In 2018, Finland’s military budget will reach an all-time high of EUR 3041 million which is an increase with an additional EUR 55 million from their last year’s expenditure. Finland is also planning an increase in the wartime strength of the Finnish armed forces, from 230,000 to 280,000 soldiers which is seen in the government’s Defence Report adopted by their parliament.
On 5th of July, 2018 the Finnish Defence Forces’ Logistics Command was authorized to make an agreement for the purchase of new Israeli Gabriel Surface-to-Surface Missiles System 2020 (SSM2020) which were chosen among Norwegian, French, Swedish and US missile systems. The acquisition value is EUR 193 million and it will include launchers, the missiles, simulators, test equipment, spare parts and training. This missile system will be installed on board the Hamina Class, Squadron 2020 Class vessels and on a vehicle platform. This purchase is important when we put it in the context that the Finnish military undergoes a big project to modernize its naval arm. Squadron 2020 is a project that will replace seven older Finnish vessels with four multi-role corvettes – the new Pohjanmaa-class. Their construction will begin in 2019 while official Finnish military sources state that the full operational capability will be achieved by the mid-2020s. These new systems will boost Finland’s ability to surveil maritime areas, repelling violations of territorial integrity and securing sea lines of communication as stated on their official Defense Ministry webpage.

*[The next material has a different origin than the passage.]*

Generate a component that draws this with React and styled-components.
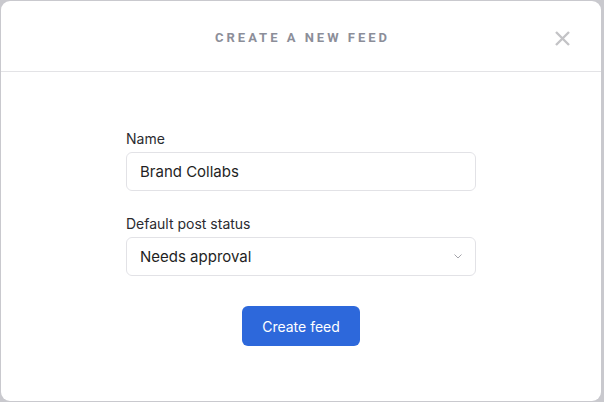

Finland’s shift towards investing more in their military which started in 2016-2017 comes after policies that cut their wartime strength from 350 000 to 230 000 soldiers and consolidating structures in their armed forces from 51 to 32 which is said to have centralized their logistics and also eliminated one level of command.
In the first half of 2017, the Finnish Ministry of Defense announced a contract worth EUR 146 million to acquire the artillery system – by 2024 they will get 48 K9 155 mm/L52 Thunder self-propelled guns from the Korean military. These systems are destined to replace the Cold War-era Soviet artillery systems the Finnish have. The contract includes provided systems of firing control, command and control as well as combat service supply, training instructions, safety regulations and training of personnel and conscripts. The Finnish Army has plans to create a new unit type – the heavy armored howitzer battery. The first operational K9 Thunder unit will be ready in 2020, according to official Finnish Army sources.